What to work on ▸ Report each line of the data that includes the word "components".

● ● ● ● ● ● ●

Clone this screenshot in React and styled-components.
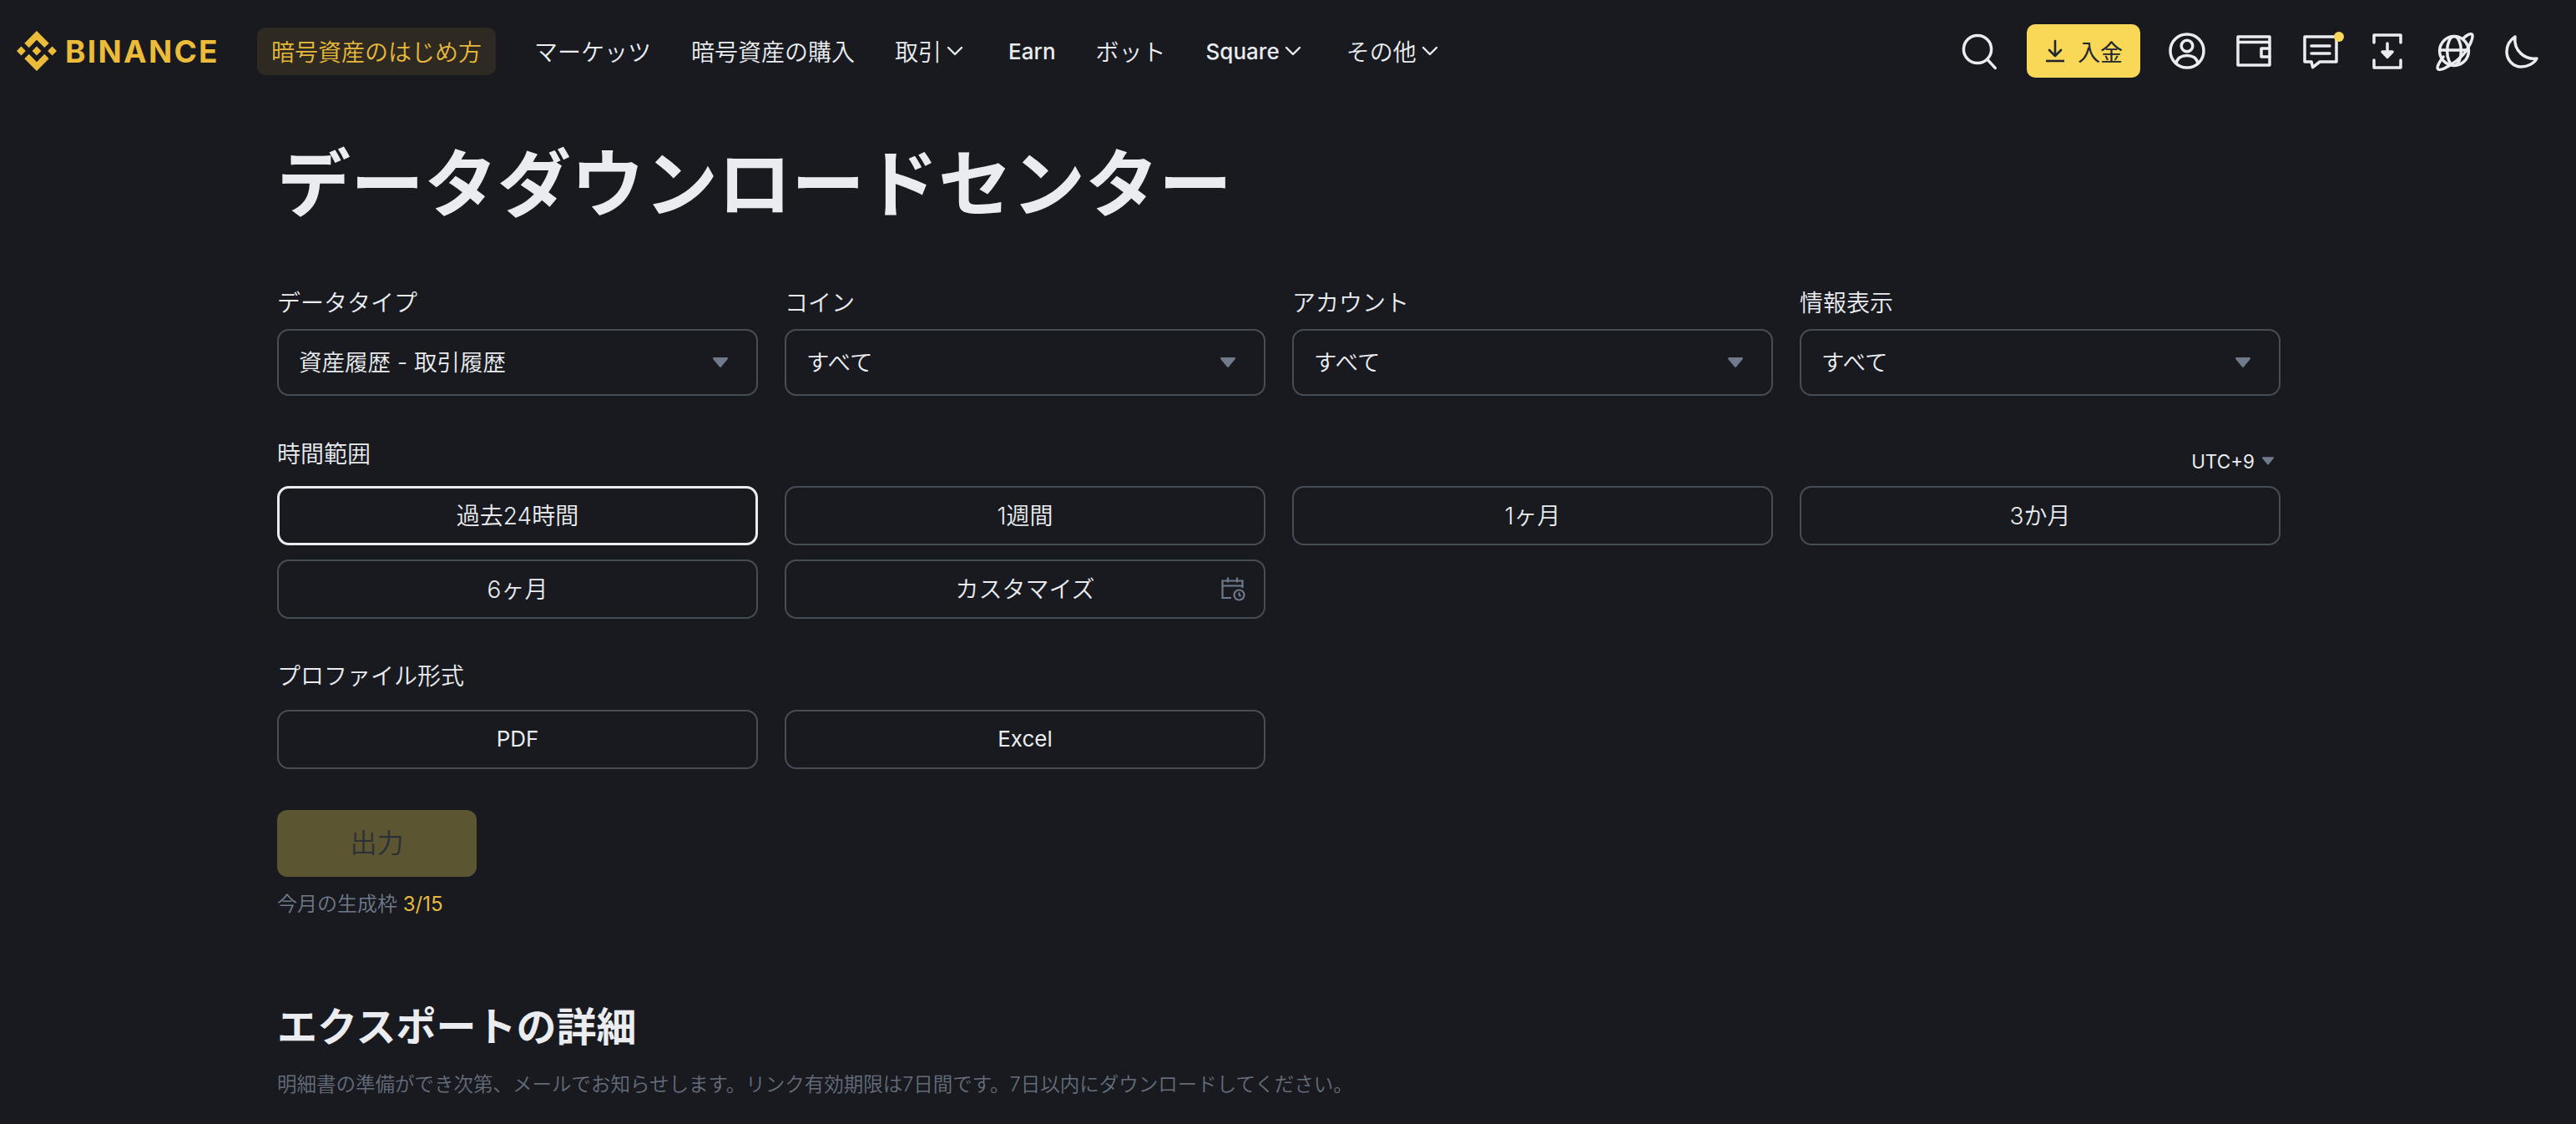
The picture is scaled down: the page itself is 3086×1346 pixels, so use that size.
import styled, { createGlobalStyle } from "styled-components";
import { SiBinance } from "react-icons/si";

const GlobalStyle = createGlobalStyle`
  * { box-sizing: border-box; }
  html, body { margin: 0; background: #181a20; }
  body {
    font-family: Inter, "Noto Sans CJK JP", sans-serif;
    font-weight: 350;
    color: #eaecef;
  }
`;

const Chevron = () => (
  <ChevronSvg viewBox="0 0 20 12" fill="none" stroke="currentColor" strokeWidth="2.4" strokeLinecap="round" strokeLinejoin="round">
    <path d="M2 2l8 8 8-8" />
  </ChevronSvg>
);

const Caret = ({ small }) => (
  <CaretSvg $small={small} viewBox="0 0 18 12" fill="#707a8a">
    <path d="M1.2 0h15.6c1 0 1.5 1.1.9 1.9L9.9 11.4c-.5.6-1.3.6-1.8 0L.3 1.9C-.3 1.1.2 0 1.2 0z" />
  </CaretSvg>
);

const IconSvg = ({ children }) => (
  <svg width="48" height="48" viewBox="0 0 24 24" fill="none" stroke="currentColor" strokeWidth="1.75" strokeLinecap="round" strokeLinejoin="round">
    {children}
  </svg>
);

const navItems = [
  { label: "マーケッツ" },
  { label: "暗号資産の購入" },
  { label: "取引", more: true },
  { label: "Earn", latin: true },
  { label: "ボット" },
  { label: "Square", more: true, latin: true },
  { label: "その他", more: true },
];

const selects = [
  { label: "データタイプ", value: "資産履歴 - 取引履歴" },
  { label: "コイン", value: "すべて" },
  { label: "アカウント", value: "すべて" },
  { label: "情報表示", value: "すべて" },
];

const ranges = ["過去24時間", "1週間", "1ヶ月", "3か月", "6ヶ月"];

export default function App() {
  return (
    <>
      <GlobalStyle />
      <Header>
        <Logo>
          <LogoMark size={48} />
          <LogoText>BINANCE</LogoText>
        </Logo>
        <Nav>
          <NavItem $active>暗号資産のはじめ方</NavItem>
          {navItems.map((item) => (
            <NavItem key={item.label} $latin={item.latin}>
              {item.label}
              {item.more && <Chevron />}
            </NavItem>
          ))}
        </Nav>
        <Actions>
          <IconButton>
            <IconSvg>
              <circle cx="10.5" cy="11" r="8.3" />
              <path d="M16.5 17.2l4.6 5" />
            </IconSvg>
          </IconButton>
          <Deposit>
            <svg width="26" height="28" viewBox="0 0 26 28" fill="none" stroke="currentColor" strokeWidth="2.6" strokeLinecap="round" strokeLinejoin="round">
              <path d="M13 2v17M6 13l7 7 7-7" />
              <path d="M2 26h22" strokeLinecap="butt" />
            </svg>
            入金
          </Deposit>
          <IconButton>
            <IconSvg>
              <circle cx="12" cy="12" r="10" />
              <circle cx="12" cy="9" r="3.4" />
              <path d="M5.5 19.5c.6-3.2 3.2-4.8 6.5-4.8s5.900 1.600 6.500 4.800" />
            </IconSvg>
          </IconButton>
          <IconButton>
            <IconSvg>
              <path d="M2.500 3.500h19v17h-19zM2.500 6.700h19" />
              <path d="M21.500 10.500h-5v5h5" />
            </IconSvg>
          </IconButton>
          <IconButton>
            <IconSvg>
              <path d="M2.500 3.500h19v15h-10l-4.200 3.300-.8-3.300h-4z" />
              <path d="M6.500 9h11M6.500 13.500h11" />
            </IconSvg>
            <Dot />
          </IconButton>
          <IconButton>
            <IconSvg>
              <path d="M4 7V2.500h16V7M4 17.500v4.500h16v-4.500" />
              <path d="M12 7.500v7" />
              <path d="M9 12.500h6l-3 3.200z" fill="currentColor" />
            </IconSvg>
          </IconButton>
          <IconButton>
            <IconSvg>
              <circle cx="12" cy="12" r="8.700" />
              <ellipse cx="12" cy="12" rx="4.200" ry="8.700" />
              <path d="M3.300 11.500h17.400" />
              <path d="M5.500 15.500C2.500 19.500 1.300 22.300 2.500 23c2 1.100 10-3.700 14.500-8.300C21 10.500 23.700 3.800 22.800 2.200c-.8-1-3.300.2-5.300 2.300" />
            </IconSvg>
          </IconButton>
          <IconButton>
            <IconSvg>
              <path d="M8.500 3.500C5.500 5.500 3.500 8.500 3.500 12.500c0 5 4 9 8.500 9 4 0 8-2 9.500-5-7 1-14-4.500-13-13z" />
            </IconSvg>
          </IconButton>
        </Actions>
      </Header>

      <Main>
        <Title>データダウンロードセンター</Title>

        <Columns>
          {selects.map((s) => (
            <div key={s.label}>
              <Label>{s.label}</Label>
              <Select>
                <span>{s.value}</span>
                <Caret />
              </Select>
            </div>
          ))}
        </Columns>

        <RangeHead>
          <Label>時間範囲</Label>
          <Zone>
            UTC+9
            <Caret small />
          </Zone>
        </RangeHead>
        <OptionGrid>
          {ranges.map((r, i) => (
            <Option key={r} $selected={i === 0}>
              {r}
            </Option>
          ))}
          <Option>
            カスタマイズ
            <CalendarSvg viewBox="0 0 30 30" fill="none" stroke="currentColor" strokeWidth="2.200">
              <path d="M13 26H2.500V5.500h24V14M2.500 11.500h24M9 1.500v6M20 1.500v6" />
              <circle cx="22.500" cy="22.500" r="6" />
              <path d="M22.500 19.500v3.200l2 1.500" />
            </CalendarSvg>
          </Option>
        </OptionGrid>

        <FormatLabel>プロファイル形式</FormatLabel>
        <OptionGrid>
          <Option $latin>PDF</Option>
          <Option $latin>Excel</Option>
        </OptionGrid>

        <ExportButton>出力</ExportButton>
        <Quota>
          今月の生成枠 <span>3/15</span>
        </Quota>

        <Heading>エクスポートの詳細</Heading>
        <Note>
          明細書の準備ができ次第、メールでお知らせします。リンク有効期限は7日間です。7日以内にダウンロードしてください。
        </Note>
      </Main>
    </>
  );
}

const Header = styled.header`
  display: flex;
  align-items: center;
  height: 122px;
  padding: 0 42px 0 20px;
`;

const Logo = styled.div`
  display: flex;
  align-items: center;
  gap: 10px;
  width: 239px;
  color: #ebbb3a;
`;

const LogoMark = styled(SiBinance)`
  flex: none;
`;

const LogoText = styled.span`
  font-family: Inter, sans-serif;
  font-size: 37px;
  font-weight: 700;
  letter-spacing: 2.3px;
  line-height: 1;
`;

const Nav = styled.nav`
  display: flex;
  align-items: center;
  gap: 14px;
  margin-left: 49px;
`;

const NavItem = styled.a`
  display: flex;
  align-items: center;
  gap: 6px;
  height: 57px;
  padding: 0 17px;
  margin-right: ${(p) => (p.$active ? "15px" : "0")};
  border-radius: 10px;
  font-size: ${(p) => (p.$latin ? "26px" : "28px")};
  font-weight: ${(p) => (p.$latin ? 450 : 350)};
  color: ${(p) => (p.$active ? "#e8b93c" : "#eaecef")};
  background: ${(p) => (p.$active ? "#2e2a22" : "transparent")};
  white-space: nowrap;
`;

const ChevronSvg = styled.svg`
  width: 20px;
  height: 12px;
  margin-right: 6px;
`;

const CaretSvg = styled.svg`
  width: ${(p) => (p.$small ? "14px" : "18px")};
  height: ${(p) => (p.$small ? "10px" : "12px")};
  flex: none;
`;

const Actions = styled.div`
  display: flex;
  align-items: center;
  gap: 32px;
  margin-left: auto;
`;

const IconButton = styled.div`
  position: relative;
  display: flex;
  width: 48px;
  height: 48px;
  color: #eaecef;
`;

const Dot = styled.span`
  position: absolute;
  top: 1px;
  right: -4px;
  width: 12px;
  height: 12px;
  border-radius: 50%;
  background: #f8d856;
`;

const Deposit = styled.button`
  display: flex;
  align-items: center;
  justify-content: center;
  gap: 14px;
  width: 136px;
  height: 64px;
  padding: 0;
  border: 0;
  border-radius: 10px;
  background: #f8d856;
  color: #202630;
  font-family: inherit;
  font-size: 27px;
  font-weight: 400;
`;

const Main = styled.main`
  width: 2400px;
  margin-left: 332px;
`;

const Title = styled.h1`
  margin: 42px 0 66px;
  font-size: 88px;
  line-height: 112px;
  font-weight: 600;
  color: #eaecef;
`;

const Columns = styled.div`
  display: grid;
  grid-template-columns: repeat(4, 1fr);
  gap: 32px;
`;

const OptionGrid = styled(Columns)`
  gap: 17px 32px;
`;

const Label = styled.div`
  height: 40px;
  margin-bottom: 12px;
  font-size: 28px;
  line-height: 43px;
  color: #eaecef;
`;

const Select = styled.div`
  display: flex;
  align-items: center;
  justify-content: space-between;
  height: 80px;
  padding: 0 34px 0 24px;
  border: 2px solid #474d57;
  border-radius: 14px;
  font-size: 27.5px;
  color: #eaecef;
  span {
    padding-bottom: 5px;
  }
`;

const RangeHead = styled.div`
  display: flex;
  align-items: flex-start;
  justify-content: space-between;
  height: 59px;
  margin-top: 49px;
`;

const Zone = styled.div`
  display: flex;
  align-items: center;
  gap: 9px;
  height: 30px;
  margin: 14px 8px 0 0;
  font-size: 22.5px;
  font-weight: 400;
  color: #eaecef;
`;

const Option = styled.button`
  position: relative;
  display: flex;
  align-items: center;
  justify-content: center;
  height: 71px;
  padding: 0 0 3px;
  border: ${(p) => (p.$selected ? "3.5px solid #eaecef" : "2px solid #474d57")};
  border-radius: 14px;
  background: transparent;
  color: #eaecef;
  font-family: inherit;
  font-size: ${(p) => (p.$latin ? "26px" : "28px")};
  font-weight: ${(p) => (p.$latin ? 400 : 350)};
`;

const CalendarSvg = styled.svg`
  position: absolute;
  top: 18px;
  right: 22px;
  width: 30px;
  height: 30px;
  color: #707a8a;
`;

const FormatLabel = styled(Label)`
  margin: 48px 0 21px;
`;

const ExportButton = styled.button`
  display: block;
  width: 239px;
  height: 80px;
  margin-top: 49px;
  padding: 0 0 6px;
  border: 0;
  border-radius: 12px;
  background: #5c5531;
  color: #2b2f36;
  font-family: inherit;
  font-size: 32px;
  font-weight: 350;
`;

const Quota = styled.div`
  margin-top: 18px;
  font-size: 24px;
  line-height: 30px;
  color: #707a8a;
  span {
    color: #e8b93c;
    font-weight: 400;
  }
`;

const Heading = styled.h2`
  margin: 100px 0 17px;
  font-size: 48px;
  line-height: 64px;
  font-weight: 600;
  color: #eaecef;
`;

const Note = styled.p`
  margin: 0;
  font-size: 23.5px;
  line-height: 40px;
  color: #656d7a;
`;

● ● ● ● ● ● ●

Solution below ▸
Clone this screenshot in React and styled-components.
import styled, { createGlobalStyle } from "styled-components";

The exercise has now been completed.